→ **TASK**
Scan the data below and pick out the lines containing the word "components".
-- start of DATASET CONTENT --
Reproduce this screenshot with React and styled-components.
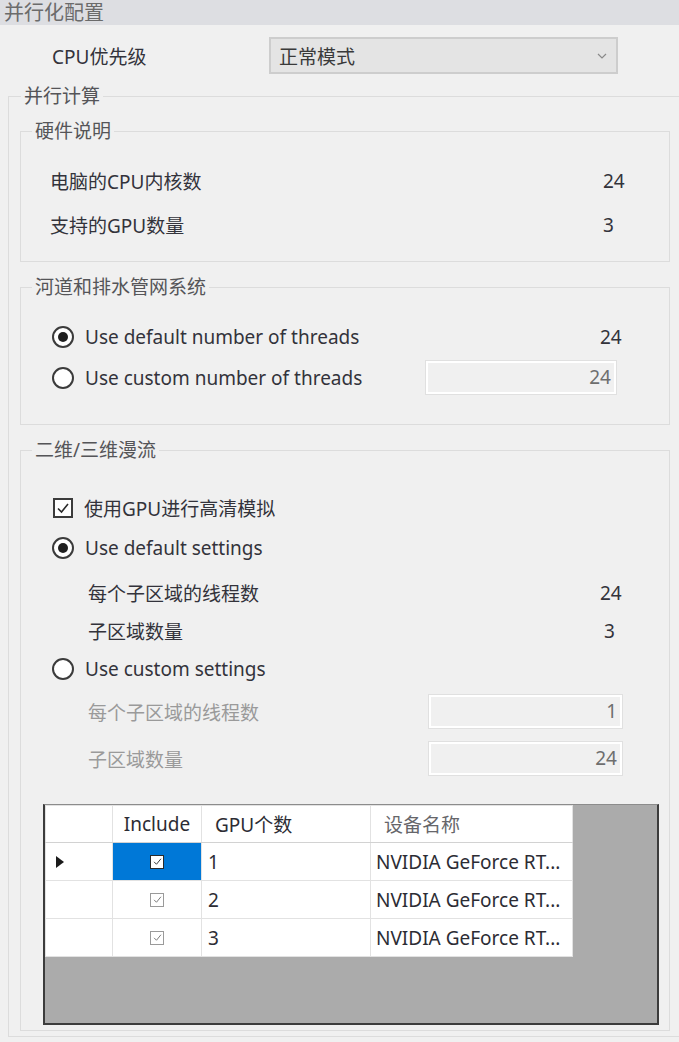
import React from 'react';
import styled, { createGlobalStyle } from 'styled-components';

const GlobalStyle = createGlobalStyle`
  html, body {
    margin: 0;
    padding: 0;
    background: #f0f0f0;
    overflow: hidden;
  }
  body {
    font-family: "Noto Sans", "Noto Sans CJK SC", sans-serif;
    color: #33333b;
  }
`;

const Window = styled.div`
  width: 679px;
  height: 1042px;
  background: #f0f0f0;
  font-size: 19px;
`;

const TitleBar = styled.div`
  height: 25px;
  line-height: 25px;
  padding-left: 4px;
  background: #dddee2;
  color: #6b6b6b;
  font-size: 20px;
`;

const PriorityRow = styled.div`
  display: flex;
  align-items: center;
  height: 37px;
  margin-top: 12px;
  padding-left: 52px;
`;

const PriorityLabel = styled.span`
  width: 217px;
`;

const Dropdown = styled.div`
  display: flex;
  align-items: center;
  justify-content: space-between;
  box-sizing: border-box;
  width: 349px;
  height: 37px;
  padding: 0 9px 0 8px;
  background: #e4e4e4;
  border: 2px solid #cdcdcd;
  color: #3a3a3a;
`;

const Group = styled.fieldset`
  box-sizing: border-box;
  min-width: 0;
  margin: ${p => p.$mt || 0}px 0 0 ${p => p.$ml || 0}px;
  padding: ${p => p.$pad || '0'};
  width: ${p => (p.$w ? `${p.$w}px` : 'auto')};
  border: 1px solid #dcdcdc;
  ${p => p.$open && 'border-right: none;'}
`;

const Legend = styled.legend`
  margin-left: ${p => p.$offset}px;
  padding: 0 3px;
  line-height: 24px;
  font-size: 19px;
  color: #555558;
`;

const GroupBody = styled.div`
  padding: ${p => p.$pt}px 0 ${p => p.$pb}px;
`;

const Row = styled.div`
  display: grid;
  grid-template-columns: ${p => p.$cols};
  align-items: center;
  height: ${p => p.$h}px;
  margin-top: ${p => p.$mt || 0}px;
  padding-left: ${p => p.$indent}px;
  color: ${p => (p.$muted ? '#9a9a9a' : 'inherit')};
`;

const Option = styled.label`
  display: flex;
  align-items: center;
  gap: 11px;
  white-space: nowrap;
`;

const RadioCircle = styled.span`
  flex: none;
  display: inline-flex;
  align-items: center;
  justify-content: center;
  box-sizing: border-box;
  width: 22px;
  height: 22px;
  border-radius: 50%;
  border: 2px solid #3b3b3b;
  background: #fff;

  &::after {
    content: '';
    display: ${p => (p.$checked ? 'block' : 'none')};
    width: 10px;
    height: 10px;
    border-radius: 50%;
    background: #1f1f1f;
  }
`;

const CheckBox = styled.span`
  flex: none;
  display: inline-flex;
  align-items: center;
  justify-content: center;
  box-sizing: border-box;
  width: ${p => p.$size}px;
  height: ${p => p.$size}px;
  margin-left: ${p => p.$ml || 0}px;
  border: ${p => p.$border};
  background: #fff;
`;

const TextBox = styled.div`
  box-sizing: border-box;
  width: ${p => p.$w}px;
  height: 35px;
  line-height: 33px;
  padding-right: 5px;
  text-align: right;
  background: #f0f0f0;
  border: 1px solid #e0e0e0;
  box-shadow: inset 0 0 0 2px #fff;
  color: #6e6e6e;
`;

const GridFrame = styled.div`
  box-sizing: border-box;
  width: 616px;
  height: 221px;
  margin: 22px 0 0 22px;
  background: #ababab;
  border: 2px solid #3c3c3c;
  border-top: 1px solid #8c8c8c;
`;

const Grid = styled.table`
  border-collapse: collapse;
  table-layout: fixed;
  width: 527px;
  background: #fff;
`;

const HeadCell = styled.th`
  height: 36px;
  padding: 0 0 0 ${p => p.$pl || 0}px;
  font-weight: normal;
  text-align: ${p => p.$align || 'left'};
  color: ${p => p.$color || '#2c2c34'};
  border: 1px solid #e2e2e2;
  border-bottom-color: #d2d2d2;
  white-space: nowrap;
`;

const Cell = styled.td`
  height: 37px;
  padding: 0 0 0 ${p => p.$pl || 0}px;
  text-align: ${p => p.$align || 'left'};
  background: ${p => (p.$selected ? '#0078d7' : '#fff')};
  border: 1px solid #e2e2e2;
  white-space: nowrap;
  color: #2c2c34;
`;

const CellInner = styled.div`
  display: flex;
  align-items: center;
  justify-content: ${p => p.$justify || 'flex-start'};
`;

const Tick = ({ size, color, width }) => (
  <svg width={size} height={size} viewBox="0 0 16 16">
    <polyline points="3,8.5 6.5,12 13,4" fill="none" stroke={color} strokeWidth={width} />
  </svg>
);

const Radio = ({ checked, children }) => (
  <Option>
    <RadioCircle $checked={checked} />
    <span>{children}</span>
  </Option>
);

const Chevron = () => (
  <svg width="10" height="6" viewBox="0 0 10 6">
    <polyline points="1,1 5,5 9,1" fill="none" stroke="#8a8a8a" strokeWidth="1.2" />
  </svg>
);

const RowArrow = () => (
  <svg width="8" height="12" viewBox="0 0 8 12">
    <polygon points="0,0 8,6 0,12" fill="#1a1a1a" />
  </svg>
);

const gpus = [
  { id: 1, name: 'NVIDIA GeForce RT...' },
  { id: 2, name: 'NVIDIA GeForce RT...' },
  { id: 3, name: 'NVIDIA GeForce RT...' },
];

export default function App() {
  return (
    <Window>
      <GlobalStyle />
      <TitleBar>并行化配置</TitleBar>

      <PriorityRow>
        <PriorityLabel>CPU优先级</PriorityLabel>
        <Dropdown>
          <span>正常模式</span>
          <Chevron />
        </Dropdown>
      </PriorityRow>

      <Group $open $mt={10} $ml={8} $pad="0 0 5px 11px">
        <Legend $offset={1}>并行计算</Legend>

        <Group $mt={11} $w={650}>
          <Legend $offset={11}>硬件说明</Legend>
          <GroupBody $pt={16} $pb={14}>
            <Row $cols="553px auto" $h={44} $indent={29}>
              <span>电脑的CPU内核数</span>
              <span>24</span>
            </Row>
            <Row $cols="553px auto" $h={44} $indent={29}>
              <span>支持的GPU数量</span>
              <span>3</span>
            </Row>
          </GroupBody>
        </Group>

        <Group $mt={13} $w={650}>
          <Legend $offset={11}>河道和排水管网系统</Legend>
          <GroupBody $pt={17} $pb={26}>
            <Row $cols="548px auto" $h={41} $indent={31}>
              <Radio checked>Use default number of threads</Radio>
              <span>24</span>
            </Row>
            <Row $cols="373px auto" $h={41} $indent={31}>
              <Radio>Use custom number of threads</Radio>
              <TextBox $w={192}>24</TextBox>
            </Row>
          </GroupBody>
        </Group>

        <Group $mt={13} $w={650}>
          <Legend $offset={11}>二维/三维漫流</Legend>
          <GroupBody $pt={26} $pb={5}>
            <Row $cols="auto" $h={40} $indent={31}>
              <Option>
                <CheckBox $size={20} $ml={1} $border="2px solid #3b3b3b">
                  <Tick size={16} color="#2a2a2a" width={1.6} />
                </CheckBox>
                <span>使用GPU进行高清模拟</span>
              </Option>
            </Row>
            <Row $cols="auto" $h={40} $indent={31}>
              <Radio checked>Use default settings</Radio>
            </Row>
            <Row $cols="512px auto" $h={38} $mt={6} $indent={67}>
              <span>每个子区域的线程数</span>
              <span>24</span>
            </Row>
            <Row $cols="516px auto" $h={38} $indent={67}>
              <span>子区域数量</span>
              <span>3</span>
            </Row>
            <Row $cols="auto" $h={38} $indent={31}>
              <Radio>Use custom settings</Radio>
            </Row>
            <Row $cols="340px auto" $h={47} $indent={67} $muted>
              <span>每个子区域的线程数</span>
              <TextBox $w={195}>1</TextBox>
            </Row>
            <Row $cols="340px auto" $h={47} $indent={67} $muted>
              <span>子区域数量</span>
              <TextBox $w={195}>24</TextBox>
            </Row>

            <GridFrame>
              <Grid>
                <colgroup>
                  <col style={{ width: 67 }} />
                  <col style={{ width: 89 }} />
                  <col style={{ width: 169 }} />
                  <col style={{ width: 202 }} />
                </colgroup>
                <thead>
                  <tr>
                    <HeadCell />
                    <HeadCell $align="center">Include</HeadCell>
                    <HeadCell $pl={13}>GPU个数</HeadCell>
                    <HeadCell $pl={13} $color="#66666a">设备名称</HeadCell>
                  </tr>
                </thead>
                <tbody>
                  {gpus.map((gpu, i) => (
                    <tr key={gpu.id}>
                      <Cell $pl={10}>{i === 0 ? <CellInner><RowArrow /></CellInner> : null}</Cell>
                      <Cell $selected={i === 0}>
                        <CellInner $justify="center">
                          <CheckBox $size={14} $border={i === 0 ? '1px solid #2a2a2a' : '1px solid #9a9a9a'}>
                            <Tick size={11} color={i === 0 ? '#333' : '#777'} width={1.4} />
                          </CheckBox>
                        </CellInner>
                      </Cell>
                      <Cell $pl={6}>{gpu.id}</Cell>
                      <Cell $pl={5}>{gpu.name}</Cell>
                    </tr>
                  ))}
                </tbody>
              </Grid>
            </GridFrame>
          </GroupBody>
        </Group>
      </Group>
    </Window>
  );
}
-- end of DATASET CONTENT --
→ **EXERCISE RESPONSE**
Reproduce this screenshot with React and styled-components.
import styled, { createGlobalStyle } from 'styled-components';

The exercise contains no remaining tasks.